At the hearing on your pre-trial motion, you must be ready to present your arguments in a compelling way. You will likely know your opponent’s counterarguments to some extent, so also be prepared to respond to those. Nonetheless, be ready for any new arguments and, when in doubt, keep returning to the basic fairness of the remedy you are seeking.

After the court’s decision

Once the court issues its decision on the pre-trial motion, it is time to deal with the aftermath. If the court dismisses the case or grants some other motion that results in a dismissal-such as a motion to suppress evidence-then the next step will be consideration of a potential appeal.

If the motion is denied or a non-dispositive motion is granted, then the trial is still proceeding and you will need to adjust your strategy accordingly. For example, you may be preparing for a new court venue, the dismissal of certain charges, or testimony from a key witness being barred at trial. Nonetheless, keep in mind that you will want to preserve an issue from a pre-trial motion for appeal, just in case the ultimate verdict does not go your way.

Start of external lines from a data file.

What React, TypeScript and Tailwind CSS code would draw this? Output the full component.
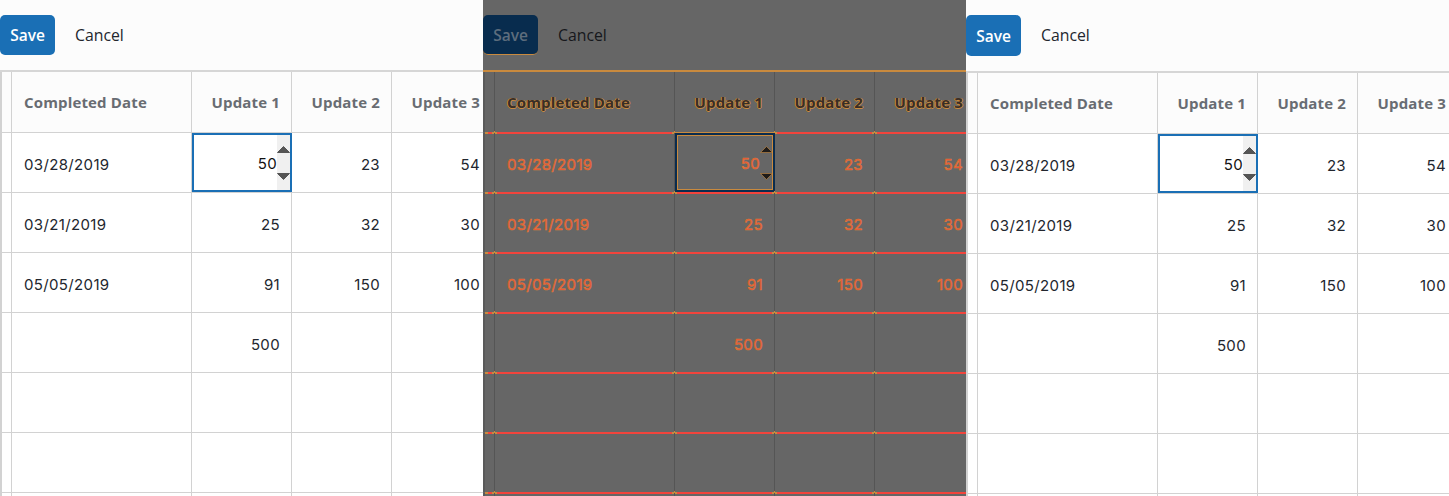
const ORANGE = "#c98a3e";
const HEAD = ["", "Completed Date", "Update 1", "Update 2", "Update 3"];
const ROWS = [
  ["", "03/28/2019", "50", "23", "54"],
  ["", "03/21/2019", "25", "32", "30"],
  ["", "05/05/2019", "91", "150", "100"],
  ["", "", "500", "", ""],
  ["", "", "", "", ""],
  ["", "", "", "", ""],
  ["", "", "", "", ""],
];

const bodyText = "font-['Inter',sans-serif] text-[15px] tracking-[0.35px] whitespace-nowrap";
const diffBody = " font-normal text-[#f04a38] [-webkit-text-stroke:0.5px_#d8843a]";

function Arrow({ down, diff }: { down?: boolean; diff: boolean }) {
  return (
    <svg width="13" height="7" viewBox="0 0 13 7" className="block">
      <path
        d={down ? "M0.5 0.5H12.5L6.5 6.5Z" : "M6.5 0.5L12.5 6.5H0.5Z"}
        fill={diff ? "#1f1c1a" : "#555555"}
        stroke={diff ? ORANGE : "#555555"}
        strokeWidth={diff ? 0.6 : 1}
      />
    </svg>
  );
}

function Spinner({ value, diff }: { value: string; diff: boolean }) {
  return (
    <div
      className={
        diff
          ? "relative flex h-[59px] items-center justify-end border-2 border-[#0a2c4e] outline outline-1 -outline-offset-3 outline-[#c98a3e]"
          : "flex h-[59px] items-center justify-end border-2 border-[#1a6fb5] bg-white"
      }
    >
      <span className={bodyText + " pt-[3px] " + (diff ? diffBody : "text-[#111111]")}>{value}</span>
      <div
        className={
          "flex h-full w-[13px] flex-col items-center justify-between pt-[11px] pb-[10px]" + (diff ? "" : " bg-[#f0f0f0]")
        }
      >
        <Arrow diff={diff} />
        <Arrow down diff={diff} />
      </div>
    </div>
  );
}

function Marks() {
  return (
    <>
      <span className="absolute -bottom-0 -left-[3px] h-[2px] w-[5px] bg-[#c98a3e]" />
      <span className="absolute -bottom-px -left-[1px] h-[4px] w-[1px] bg-[#c98a3e]" />
    </>
  );
}

function Cell({
  c,
  header,
  diff,
  children,
}: {
  c: number;
  header?: boolean;
  diff: boolean;
  children?: React.ReactNode;
}) {
  const border = diff
    ? "border-r border-r-[#555555] " + (c === 0 ? "border-l-2 border-l-[#5a5a5a] " : "")
    : "border-r border-r-[#d2d2d2] " + (c === 0 ? "border-l-2 border-l-[#d2d2d2] " : "");
  return (
    <div
      className={
        "relative flex items-center " +
        (header ? "h-[60px] " : "h-[59px] ") +
        (c === 0 ? "" : c === 1 ? "pl-3 " : "justify-end pr-[11px] ") +
        (!diff && header ? "bg-[#fcfcfc] " : "") +
        border
      }
    >
      {children}
    </div>
  );
}

function Line({ diff, focus }: { diff: boolean; focus?: boolean }) {
  return (
    <div className={"grid h-px grid-cols-[12px_180px_100px_100px_100px] " + (diff ? "relative" : "bg-[#d2d2d2]")}>
      {diff &&
        [0, 1, 2, 3, 4].map((c) => (
          <div
            key={c}
            className={
              "relative h-[2px] " +
              (c === 0 ? "ml-[2px] " : "") +
              (focus && c === 2 ? "bg-[#c98a3e]" : "bg-[#f2443c]")
            }
          >
            {c > 0 && <Marks />}
            {c === 0 && <span className="absolute top-0 left-0 h-[2px] w-[3px] bg-[#c98a3e]" />}
          </div>
        ))}
    </div>
  );
}

function Panel({ diff, shift }: { diff?: boolean; shift?: boolean }) {
  const d = !!diff;
  return (
    <div className={"h-[496px] w-[483px] shrink-0 overflow-hidden " + (d ? "bg-[#666666]" : "bg-white")}>
      <div className={(shift ? "h-[71px] " : "h-[70px] ") + "flex items-start pt-[15px] " + (d ? "" : "bg-[#fcfcfc]")}>
        <button
          className={
            (shift ? "h-[41px] " : "h-[40px] ") +
            "w-[55px] rounded-[5px] pt-[2px] font-['Open_Sans',sans-serif] text-[15.5px] font-semibold " +
            (d ? "border-b border-[#c98a3e] bg-[#082c4e] text-[#5d6d7d]" : "bg-[#1a6fb5] text-white")
          }
        >
          Save
        </button>
        <span
          className={
            "ml-5 flex h-[40px] items-center pt-[2px] font-['Open_Sans',sans-serif] text-[15.8px] " +
            (d ? "text-[#16181c]" : "text-[#22262e]")
          }
        >
          Cancel
        </span>
      </div>
      <div className={d ? "h-[2px] bg-[#c98a3e]" : "h-[2px] bg-[#d6d6d6]"} />
      <div className="w-[492px]">
        <div className="grid grid-cols-[12px_180px_100px_100px_100px]">
          {HEAD.map((h, c) => (
            <Cell key={c} c={c} header diff={d}>
              <span
                className={
                  "font-['Open_Sans',sans-serif] text-[15px] font-bold tracking-[0.15px] whitespace-nowrap " +
                  (d
                    ? "text-[#3a2e26] [text-shadow:1px_0_0_#c98a3e,-1px_0_0_#c98a3e,0_1px_0_#c98a3e]"
                    : "text-[#686c72]")
                }
              >
                {h}
              </span>
            </Cell>
          ))}
        </div>
        {ROWS.map((r, i) => (
          <div key={i}>
            <Line diff={d} focus={i === 0} />
            <div className="grid grid-cols-[12px_180px_100px_100px_100px]">
              {r.map((v, c) =>
                i === 0 && c === 2 ? (
                  <Spinner key={c} value={v} diff={d} />
                ) : (
                  <Cell key={c} c={c} diff={d}>
                    <span className={bodyText + " pt-[6px] " + (d ? diffBody : "text-[#22262e]")}>{v}</span>
                  </Cell>
                )
              )}
            </div>
          </div>
        ))}
      </div>
    </div>
  );
}

export default function App() {
  return (
    <div className="flex h-[496px] w-[1449px] overflow-hidden">
      <Panel />
      <Panel diff />
      <Panel shift />
    </div>
  );
}
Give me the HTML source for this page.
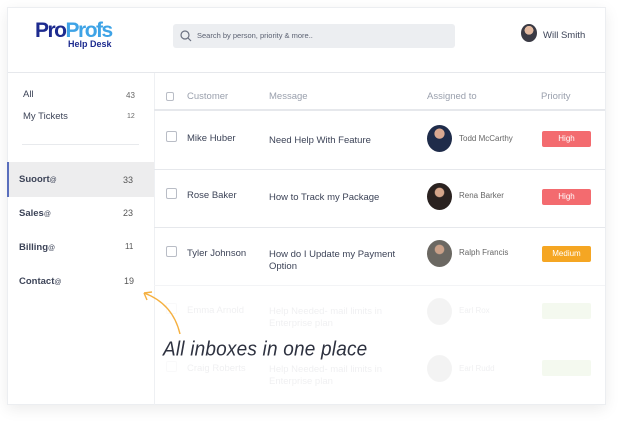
<!DOCTYPE html>
<html><head><meta charset="utf-8"><style>
*{margin:0;padding:0;box-sizing:border-box}
body{width:625px;height:426px;background:#fff;font-family:"Liberation Sans",sans-serif;position:relative;overflow:hidden;color:#3d4458}
.a{position:absolute;white-space:nowrap}
.card{position:absolute;left:7px;top:7px;width:599px;height:398px;background:#fff;box-shadow:0 4px 14px rgba(0,0,0,.08);border:1px solid #eceef1}
.hl{position:absolute;height:1px;background:#e6e8ec}
.cb{position:absolute;width:11px;height:11px;border:1px solid #b9bdc6;border-radius:2px;background:#fff}
.av{position:absolute;width:25px;height:27px;border-radius:50%;overflow:hidden}
.pill{position:absolute;width:49px;height:16px;border-radius:2px;color:#fff;font-size:8px;text-align:center;line-height:16px}
</style></head><body>
<div class="card"></div>
<div class="a" style="left:35px;top:19px;font-size:21px;font-weight:bold;letter-spacing:-1.5px;color:#1d2b8f">Pro<span style="color:#3ea3e6">Profs</span></div>
<div class="a" style="left:68px;top:39px;font-size:9px;font-weight:bold;color:#1d2b8f">Help Desk</div>
<div class="a" style="left:173px;top:24px;width:282px;height:24px;background:#eceef1;border-radius:3px"></div>
<svg class="a" style="left:180px;top:30px" width="12" height="12" viewBox="0 0 12 12"><circle cx="5" cy="5" r="4" fill="none" stroke="#6b7080" stroke-width="1.2"/><path d="M8 8L11 11" stroke="#6b7080" stroke-width="1.2"/></svg>
<div class="a" style="left:197px;top:31px;font-size:7.5px;color:#5c6272">Search by person, priority &amp; more..</div>
<div class="av" style="left:521px;top:24px;width:16px;height:18px;background:radial-gradient(circle at 50% 35%,#e2b9a0 0 30%,#3a3a44 32%)"></div>
<div class="a" style="left:543px;top:30px;font-size:9.5px;color:#3d4458">Will Smith</div>
<div class="hl" style="left:8px;top:72px;width:597px"></div>
<div class="a" style="left:154px;top:73px;width:1px;height:332px;background:#eef0f3"></div>
<div class="a" style="left:23px;top:89px;font-size:9.5px">All</div><div class="a" style="left:126px;top:91px;font-size:8px;color:#666">43</div>
<div class="a" style="left:23px;top:111px;font-size:9.5px">My Tickets</div><div class="a" style="left:127px;top:113px;font-size:7px;color:#666">12</div>
<div class="hl" style="left:22px;top:144px;width:117px;background:#e8eaed"></div>
<div class="a" style="left:7px;top:162px;width:147px;height:35px;background:#ededee;border-left:2px solid #5a6fbd"></div>
<div class="a" style="left:19px;top:174px;font-size:9.5px;font-weight:bold">Suoort<span style="font-size:7px;font-weight:normal">@</span></div><div class="a" style="left:123px;top:175px;font-size:9px;color:#555">33</div>
<div class="a" style="left:19px;top:208px;font-size:9.5px;font-weight:bold">Sales<span style="font-size:7px;font-weight:normal">@</span></div><div class="a" style="left:123px;top:208px;font-size:9px;color:#555">23</div>
<div class="a" style="left:19px;top:242px;font-size:9.5px;font-weight:bold">Billing<span style="font-size:7px;font-weight:normal">@</span></div><div class="a" style="left:125px;top:242px;font-size:8px;color:#555">11</div>
<div class="a" style="left:19px;top:276px;font-size:9.5px;font-weight:bold">Contact<span style="font-size:7px;font-weight:normal">@</span></div><div class="a" style="left:124px;top:276px;font-size:9px;color:#555">19</div>
<div class="cb" style="left:166px;top:92px;width:8px;height:9px"></div>
<div class="a" style="left:187px;top:91px;font-size:9.5px;color:#9aa0ad">Customer</div>
<div class="a" style="left:269px;top:91px;font-size:9.5px;color:#9aa0ad">Message</div>
<div class="a" style="left:427px;top:91px;font-size:9.5px;color:#9aa0ad">Assigned to</div>
<div class="a" style="left:541px;top:91px;font-size:9.5px;color:#9aa0ad">Priority</div>
<div class="hl" style="left:154px;top:109px;width:451px;height:2px"></div>
<div class="cb" style="left:166px;top:131px"></div>
<div class="a" style="left:187px;top:133px;font-size:9.5px">Mike Huber</div>
<div class="a" style="left:269px;top:135px;font-size:9.5px">Need Help With Feature</div>
<div class="av" style="left:427px;top:125px;background:radial-gradient(circle at 50% 32%,#d9a890 0 22%,#1f2c4a 24%)"></div>
<div class="a" style="left:459px;top:134px;font-size:8px;color:#666">Todd McCarthy</div>
<div class="pill" style="left:542px;top:131px;background:#f36b6f">High</div>
<div class="hl" style="left:154px;top:169px;width:451px"></div>
<div class="cb" style="left:166px;top:188px"></div>
<div class="a" style="left:187px;top:190px;font-size:9.5px">Rose Baker</div>
<div class="a" style="left:269px;top:192px;font-size:9.5px">How to Track my Package</div>
<div class="av" style="left:427px;top:183px;background:radial-gradient(circle at 50% 35%,#d4a58a 0 20%,#2a2220 24%)"></div>
<div class="a" style="left:459px;top:191px;font-size:8px;color:#666">Rena Barker</div>
<div class="pill" style="left:542px;top:189px;background:#f36b6f">High</div>
<div class="hl" style="left:154px;top:227px;width:451px"></div>
<div class="cb" style="left:166px;top:246px"></div>
<div class="a" style="left:187px;top:248px;font-size:9.5px">Tyler Johnson</div>
<div class="a" style="left:269px;top:249px;font-size:9.5px;line-height:12px">How do I Update my Payment<br>Option</div>
<div class="av" style="left:427px;top:240px;background:radial-gradient(circle at 50% 35%,#c9a088 0 20%,#6b6862 24%)"></div>
<div class="a" style="left:459px;top:248px;font-size:8px;color:#666">Ralph Francis</div>
<div class="pill" style="left:542px;top:246px;background:#f5a623">Medium</div>
<div class="hl" style="left:154px;top:285px;width:451px;background:#f3f4f6"></div>
<div style="opacity:.08">
<div class="cb" style="left:166px;top:303px"></div>
<div class="a" style="left:187px;top:305px;font-size:9.5px">Emma Arnold</div>
<div class="a" style="left:269px;top:306px;font-size:9.5px;line-height:12px">Help Needed- mail limits in<br>Enterprise plan</div>
<div class="av" style="left:427px;top:298px;background:#777"></div>
<div class="a" style="left:459px;top:306px;font-size:8px">Earl Rox</div>
<div class="pill" style="left:542px;top:303px;background:#7bc043"></div>
<div class="cb" style="left:166px;top:361px"></div>
<div class="a" style="left:187px;top:363px;font-size:9.5px">Craig Roberts</div>
<div class="a" style="left:269px;top:364px;font-size:9.5px;line-height:12px">Help Needed- mail limits in<br>Enterprise plan</div>
<div class="av" style="left:427px;top:355px;background:#777"></div>
<div class="a" style="left:459px;top:364px;font-size:8px">Earl Rudd</div>
<div class="pill" style="left:542px;top:360px;background:#7bc043"></div>
</div>
<svg class="a" style="left:138px;top:287px" width="50" height="50" viewBox="0 0 50 50"><path d="M42 47C38 30 28 14 6 6" fill="none" stroke="#f5b040" stroke-width="1.4"/><path d="M6 6L14 5M6 6L9 13" fill="none" stroke="#f5b040" stroke-width="1.4"/></svg>
<div class="a" style="left:163px;top:339px;font-size:19px;font-style:italic;font-family:'Liberation Sans',sans-serif;color:#2e3240;letter-spacing:0.2px;transform:scaleY(1.05)">All inboxes in one place</div>
</body></html>
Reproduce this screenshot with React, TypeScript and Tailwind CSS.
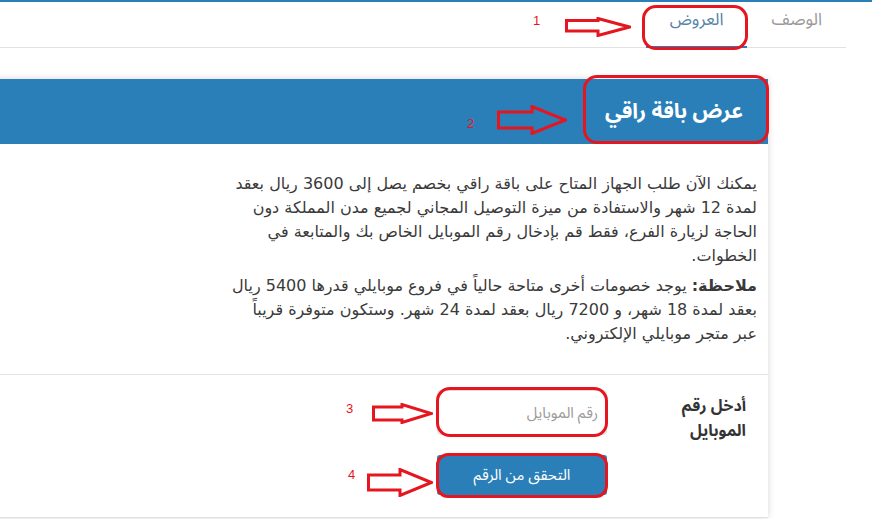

Criminal attorneys must develop their expertise in pre-trial motions. Not only is this the baseline for competence as an attorney, it will also allow your legal skills and strategy to shine before the trial even starts.

Final thoughts on pre-trial motions

In conclusion, mastering pre-trial motions is crucial for any criminal defense attorney. These motions can significantly impact a case, from securing favorable rulings before trial to laying the groundwork for appeals. By strategically using different motions, attorneys can protect their clients’ rights and improve their chances of a positive outcome.

Whether through written submissions or oral arguments, the ability to effectively present pre-trial motions is a key skill. Staying adept in these procedures ensures defense attorneys can navigate the legal system with confidence and precision.